### WRITTEN REQUEST
Find the string "size" and gather every line that holds it.

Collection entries
⁂

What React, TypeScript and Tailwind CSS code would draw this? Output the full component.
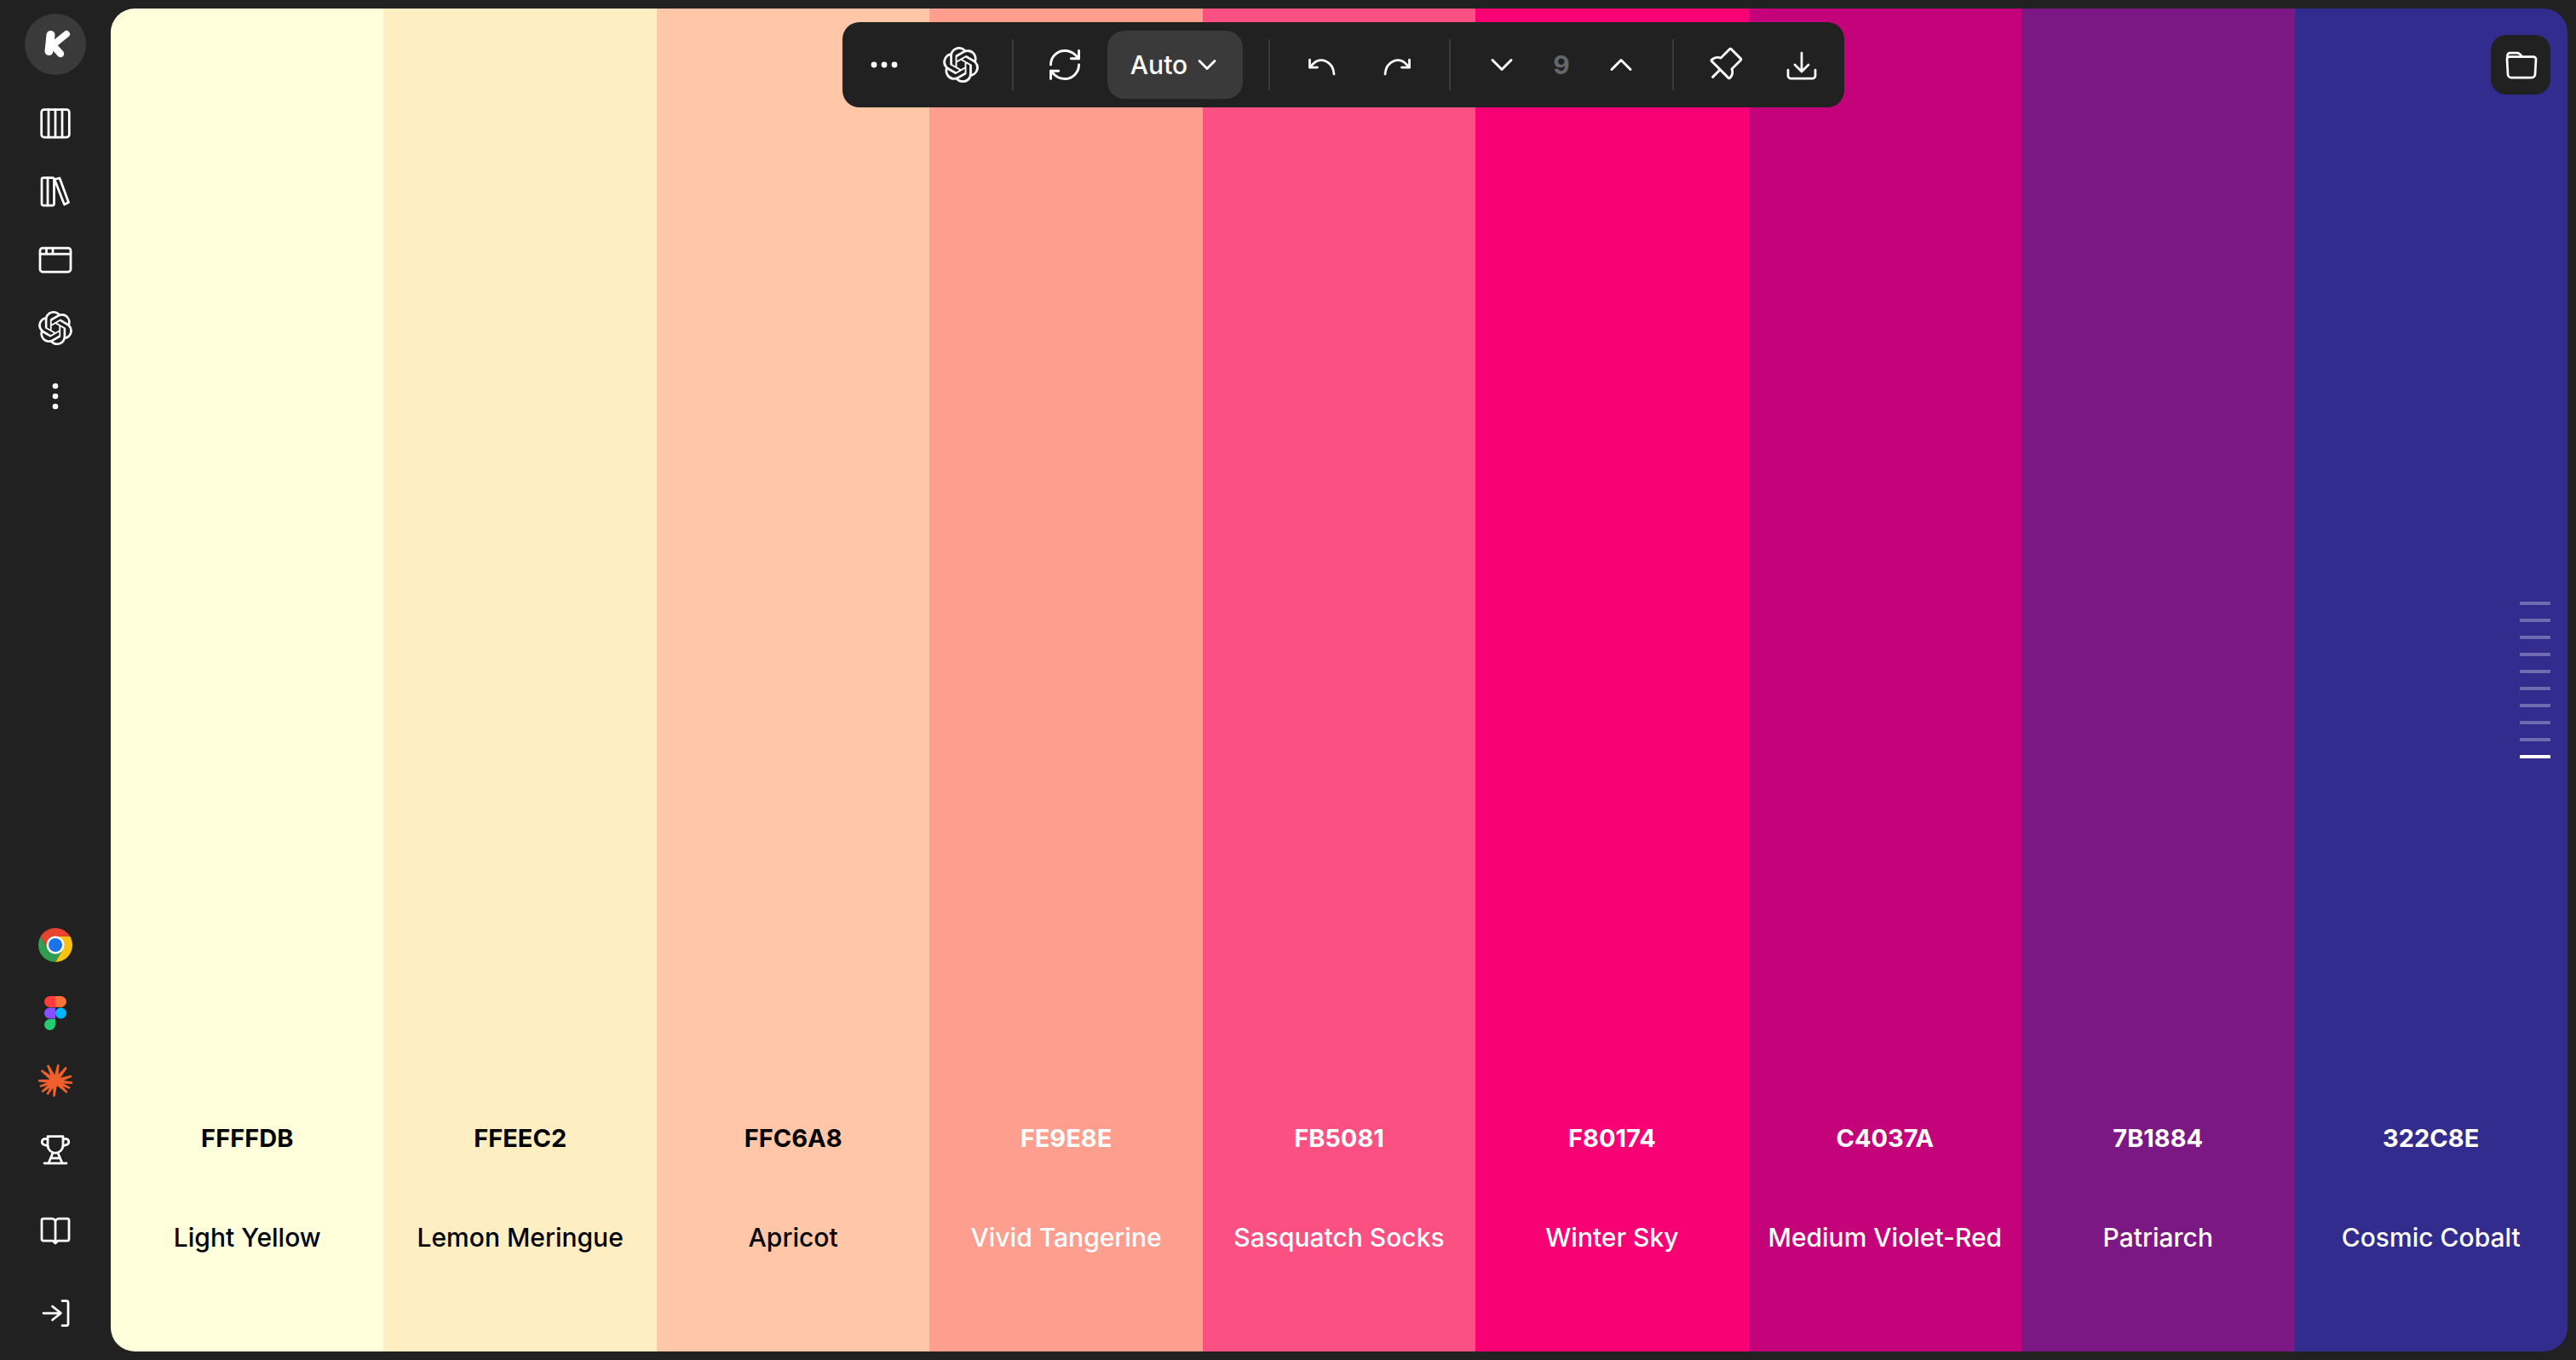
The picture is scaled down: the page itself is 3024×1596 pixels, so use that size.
import React from "react";
import { RefreshCw, ChevronDown, ChevronUp } from "lucide-react";
import { SiOpenai } from "react-icons/si";
import { PiPushPin } from "react-icons/pi";

const swatches = [
  { hex: "FFFFDB", name: "Light Yellow", bg: "bg-[#ffffdb]", fg: "text-black" },
  { hex: "FFEEC2", name: "Lemon Meringue", bg: "bg-[#ffeec2]", fg: "text-black" },
  { hex: "FFC6A8", name: "Apricot", bg: "bg-[#ffc6a8]", fg: "text-black" },
  { hex: "FE9E8E", name: "Vivid Tangerine", bg: "bg-[#fe9e8e]", fg: "text-white" },
  { hex: "FB5081", name: "Sasquatch Socks", bg: "bg-[#fb5081]", fg: "text-white" },
  { hex: "F80174", name: "Winter Sky", bg: "bg-[#f80174]", fg: "text-white" },
  { hex: "C4037A", name: "Medium Violet-Red", bg: "bg-[#c4037a]", fg: "text-white" },
  { hex: "7B1884", name: "Patriarch", bg: "bg-[#7b1884]", fg: "text-white" },
  { hex: "322C8E", name: "Cosmic Cobalt", bg: "bg-[#322c8e]", fg: "text-white" },
];

// burst logo: [angle, length, base half width]
const rays = [
  [-115, 21, 3], [-80, 20, 2.8], [-52, 21, 3], [-18, 20, 2.6], [5, 20, 2.2], [25, 19, 2.2],
  [44, 19, 2.6], [95, 18, 2.6], [122, 18, 2.2], [142, 20, 2.6], [162, 19, 2.2], [182, 20, 2.4],
  [218, 21, 3],
];

function rayPoints(deg: number, len: number, half: number) {
  const a = (deg * Math.PI) / 180;
  const nx = -Math.sin(a);
  const ny = Math.cos(a);
  const tipX = 20 + len * Math.cos(a);
  const tipY = 20 + len * Math.sin(a);
  return [
    [20 + nx * half, 20 + ny * half],
    [tipX + nx * 1.2, tipY + ny * 1.2],
    [tipX - nx * 1.2, tipY - ny * 1.2],
    [20 - nx * half, 20 - ny * half],
  ]
    .map((p) => p.join(","))
    .join(" ");
}

function Icon({ children }: { children: React.ReactNode }) {
  return (
    <svg width="40" height="40" viewBox="0 0 40 40" fill="none" stroke="currentColor" strokeWidth="2.75" strokeLinecap="round" strokeLinejoin="round">
      {children}
    </svg>
  );
}

function RailItem({ children, className = "" }: { children: React.ReactNode; className?: string }) {
  return <div className={`flex h-[80px] w-full shrink-0 items-center justify-center text-white ${className}`}>{children}</div>;
}

function ToolButton({ children }: { children: React.ReactNode }) {
  return <button className="flex h-[80px] w-[80px] shrink-0 items-center justify-center text-white">{children}</button>;
}

function Sidebar() {
  return (
    <aside className="flex h-full w-[130px] shrink-0 flex-col items-center pt-[16px] pb-[15px]">
      <div className="mb-[17px] flex h-[72px] w-[72px] shrink-0 items-center justify-center rounded-full bg-[#3a3a3a]">
        <svg width="72" height="72" viewBox="0 0 72 72" fill="none" stroke="white" strokeLinecap="round" strokeLinejoin="round">
          <path d="M30.5 25L28.5 44" strokeWidth="10" />
          <path d="M33 37L49 24" strokeWidth="8" />
          <path d="M33 37L42 47" strokeWidth="8.5" />
        </svg>
      </div>
      <RailItem>
        <Icon>
          <rect x="3.7" y="3.5" width="32.6" height="32.5" rx="3" />
          <path d="M12 3.5V36M20 3.5V36M28 3.5V36" />
        </Icon>
      </RailItem>
      <RailItem>
        <Icon>
          <rect x="4" y="3.5" width="14.5" height="32.5" rx="2" />
          <path d="M11 3.5V36" />
          <path d="M19 5.5L25 4L35.5 32.5L30.5 35Z" />
        </Icon>
      </RailItem>
      <RailItem>
        <Icon>
          <rect x="2" y="6" width="36" height="28" rx="3" />
          <path d="M2 13H38M9.5 6V13M17 6V13" />
        </Icon>
      </RailItem>
      <RailItem>
        <SiOpenai size={40} />
      </RailItem>
      <RailItem>
        <svg width="40" height="40" viewBox="0 0 40 40" fill="white">
          <circle cx="20" cy="8" r="3.3" />
          <circle cx="20" cy="20" r="3.3" />
          <circle cx="20" cy="32" r="3.3" />
        </svg>
      </RailItem>

      <div className="flex-1" />

      <RailItem>
        <svg width="40" height="40" viewBox="0 0 40 40">
          <path d="M20 10H37.3A20 20 0 0 0 2.7 10L11.34 25Z" fill="#e8432f" />
          <path d="M37.3 10A20 20 0 0 1 20 40L28.66 25L20 10Z" fill="#fcc10f" />
          <path d="M2.7 10A20 20 0 0 0 20 40L28.66 25H11.34Z" fill="#2f9e50" />
          <circle cx="20" cy="20" r="10.5" fill="white" />
          <circle cx="20" cy="20" r="8" fill="#1a73e8" />
        </svg>
      </RailItem>
      <RailItem>
        <svg width="26" height="40" viewBox="0 0 26 40">
          <path d="M13 0H6.5a6.5 6.5 0 0 0 0 13H13Z" fill="#ff3b3b" />
          <path d="M13 0H19.5a6.5 6.5 0 0 1 0 13H13Z" fill="#ff7237" />
          <path d="M13 13.5H6.5a6.5 6.5 0 0 0 0 13H13Z" fill="#874fff" />
          <circle cx="19.5" cy="20" r="6.5" fill="#00b6ff" />
          <path d="M13 27H6.5a6.5 6.5 0 1 0 6.5 6.5Z" fill="#24cb71" />
        </svg>
      </RailItem>
      <RailItem>
        <svg width="40" height="40" viewBox="0 0 40 40" fill="#f05f2c">
          <circle cx="20" cy="20" r="6" />
          {rays.map(([deg, len, half]) => (
            <polygon key={deg} points={rayPoints(deg, len, half)} />
          ))}
        </svg>
      </RailItem>
      <RailItem>
        <Icon>
          <path d="M11 4.5H29V15A9 9 0 0 1 11 15Z" />
          <path d="M11 7.5H8a3.5 3.5 0 0 0-.5 7L11 16M29 7.5H32a3.5 3.5 0 0 1 .5 7L29 16" />
          <path d="M17 24L12 36M23 24L28 36M14.5 30H25.5M7 36H33" />
        </Icon>
      </RailItem>
      <RailItem className="mt-[15px]">
        <Icon>
          <path d="M20 10a4 4 0 0 1 4-4H34a2 2 0 0 1 2 2V30a2 2 0 0 1-2 2H23L20 35L17 32H6a2 2 0 0 1-2-2V8a2 2 0 0 1 2-2H16a4 4 0 0 1 4 4V34" />
        </Icon>
      </RailItem>
      <RailItem className="mt-[17px]">
        <Icon>
          <path d="M6 20H26M16.5 12L26.5 20L16.5 28" />
          <path d="M28 5.5H33a2 2 0 0 1 2 2V32.5a2 2 0 0 1-2 2H28" />
        </Icon>
      </RailItem>
    </aside>
  );
}

function Toolbar() {
  return (
    <div className="absolute top-[16px] left-[859px] flex h-[100px] w-[1176px] items-center gap-[10px] rounded-[20px] bg-[#212121] pl-[9px]">
      <ToolButton>
        <svg width="40" height="40" viewBox="0 0 40 40" fill="white">
          <circle cx="8" cy="20" r="3.4" />
          <circle cx="20" cy="20" r="3.4" />
          <circle cx="32" cy="20" r="3.4" />
        </svg>
      </ToolButton>
      <ToolButton>
        <SiOpenai size={42} />
      </ToolButton>
      <div className="mx-[10px] h-[60px] w-[2px] shrink-0 bg-[#3a3a3a]" />
      <ToolButton>
        <RefreshCw size={44} strokeWidth={1.6} />
      </ToolButton>
      <button className="flex h-[80px] w-[159px] shrink-0 items-center justify-center gap-[5px] rounded-[20px] bg-[#3a3a3a] pl-[3px] font-['Inter',sans-serif] text-[30px] font-medium text-white">
        Auto
        <ChevronDown size={36} strokeWidth={1.9} />
      </button>
      <div className="mr-[10px] ml-[20px] h-[60px] w-[2px] shrink-0 bg-[#3a3a3a]" />
      <ToolButton>
        <Icon>
          <path d="M6.5 14V23H15.5" />
          <path d="M6.5 23L11 18.5C19 11 34 15 35 31" />
        </Icon>
      </ToolButton>
      <ToolButton>
        <Icon>
          <path d="M33.5 14V23H24.5" />
          <path d="M33.5 23L29 18.5C21 11 6 15 5 31" />
        </Icon>
      </ToolButton>
      <div className="mx-[10px] h-[60px] w-[2px] shrink-0 bg-[#3a3a3a]" />
      <div className="flex items-center">
        <ToolButton>
          <ChevronDown size={44} strokeWidth={1.6} />
        </ToolButton>
        <span className="w-[60px] text-center font-['Inter',sans-serif] text-[30px] font-bold text-[#666666]">9</span>
        <ToolButton>
          <ChevronUp size={44} strokeWidth={1.6} />
        </ToolButton>
      </div>
      <div className="mx-[10px] h-[60px] w-[2px] shrink-0 bg-[#3a3a3a]" />
      <ToolButton>
        <PiPushPin size={46} />
      </ToolButton>
      <ToolButton>
        <Icon>
          <path d="M20 6V28M12 20L20 28L28 20" />
          <path d="M4 26V33a3 3 0 0 0 3 3H33a3 3 0 0 0 3-3V26" />
        </Icon>
      </ToolButton>
    </div>
  );
}

function ScrollTicks() {
  return (
    <div className="absolute top-[696px] right-[20px] flex flex-col gap-[16px]">
      {Array.from({ length: 9 }).map((_, i) => (
        <div key={i} className="h-[4px] w-[36px] rounded-[1px] bg-white/30" />
      ))}
      <div className="h-[4px] w-[36px] rounded-[1px] bg-white" />
    </div>
  );
}

export default function App() {
  return (
    <div className="flex h-[1596px] w-[3024px] overflow-hidden bg-[#212121]">
      <Sidebar />
      <main className="relative my-[10px] mr-[10px] flex flex-1 overflow-hidden rounded-[28px]">
        {swatches.map((s) => (
          <div key={s.hex} className={`flex flex-1 flex-col items-center justify-end pb-[114px] font-['Inter',sans-serif] ${s.bg} ${s.fg}`}>
            <div className="text-[29px] leading-[40px] font-bold">{s.hex}</div>
            <div className="mt-[76px] text-[30px] leading-[40px] font-medium">{s.name}</div>
          </div>
        ))}
        <Toolbar />
        <button className="absolute top-[31px] right-[20px] flex h-[70px] w-[70px] items-center justify-center rounded-[18px] bg-[#212121] pl-[2px] text-white">
          <Icon>
            <path d="M3.5 12V9a3 3 0 0 1 3-3H15c3 0 4 2 5.5 4.5" />
            <path d="M3 13.5a3 3 0 0 1 3-3H34a3 3 0 0 1 3 3L36 31a4 4 0 0 1-4 4H8a4 4 0 0 1-4-4Z" />
          </Icon>
        </button>
        <ScrollTicks />
      </main>
    </div>
  );
}
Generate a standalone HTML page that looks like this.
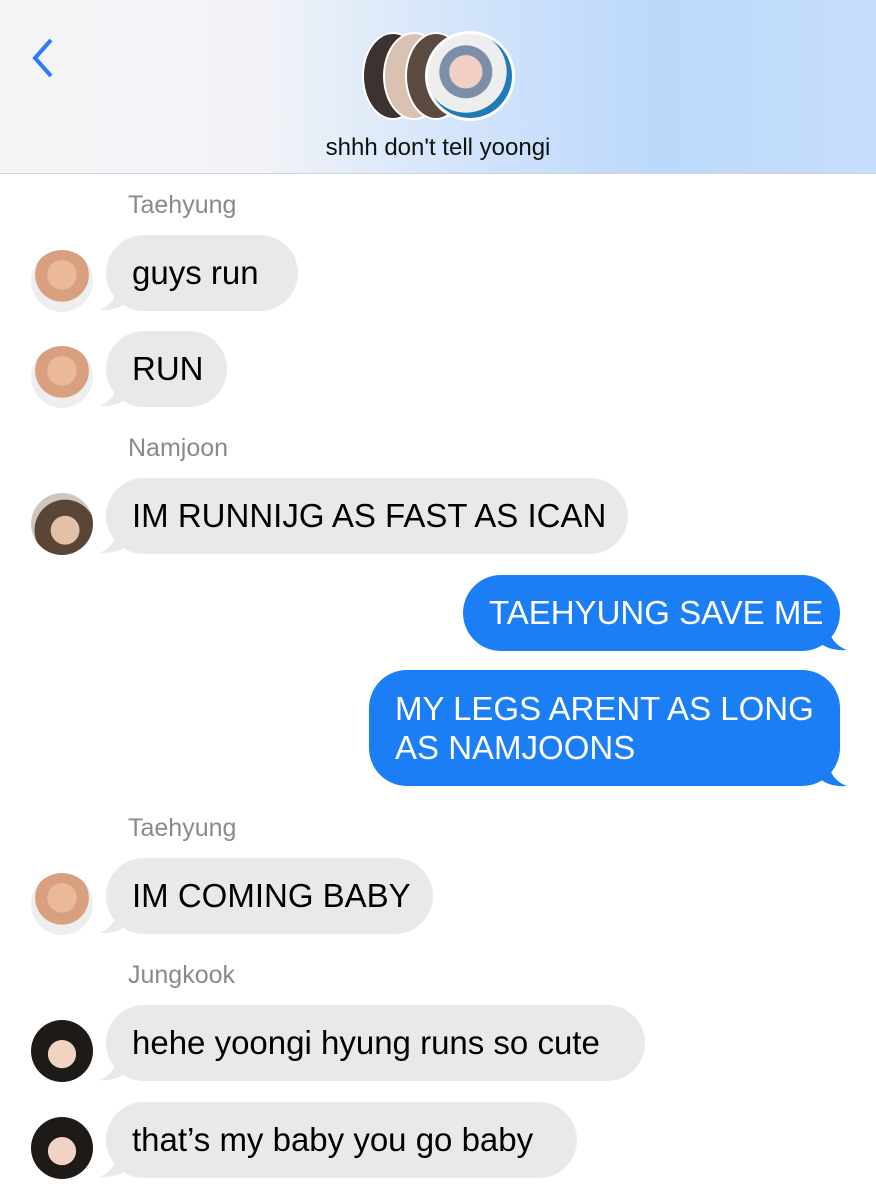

⁂

### RESULT FOR THIS EXERCISE
The picture is scaled down: the page itself is 3024×1596 pixels, so use that size.
        <SiOpenai size={40} />
        <SiOpenai size={42} />
        <RefreshCw size={44} strokeWidth={1.6} />
        <ChevronDown size={36} strokeWidth={1.9} />
          <ChevronDown size={44} strokeWidth={1.6} />
          <ChevronUp size={44} strokeWidth={1.6} />
        <PiPushPin size={46} />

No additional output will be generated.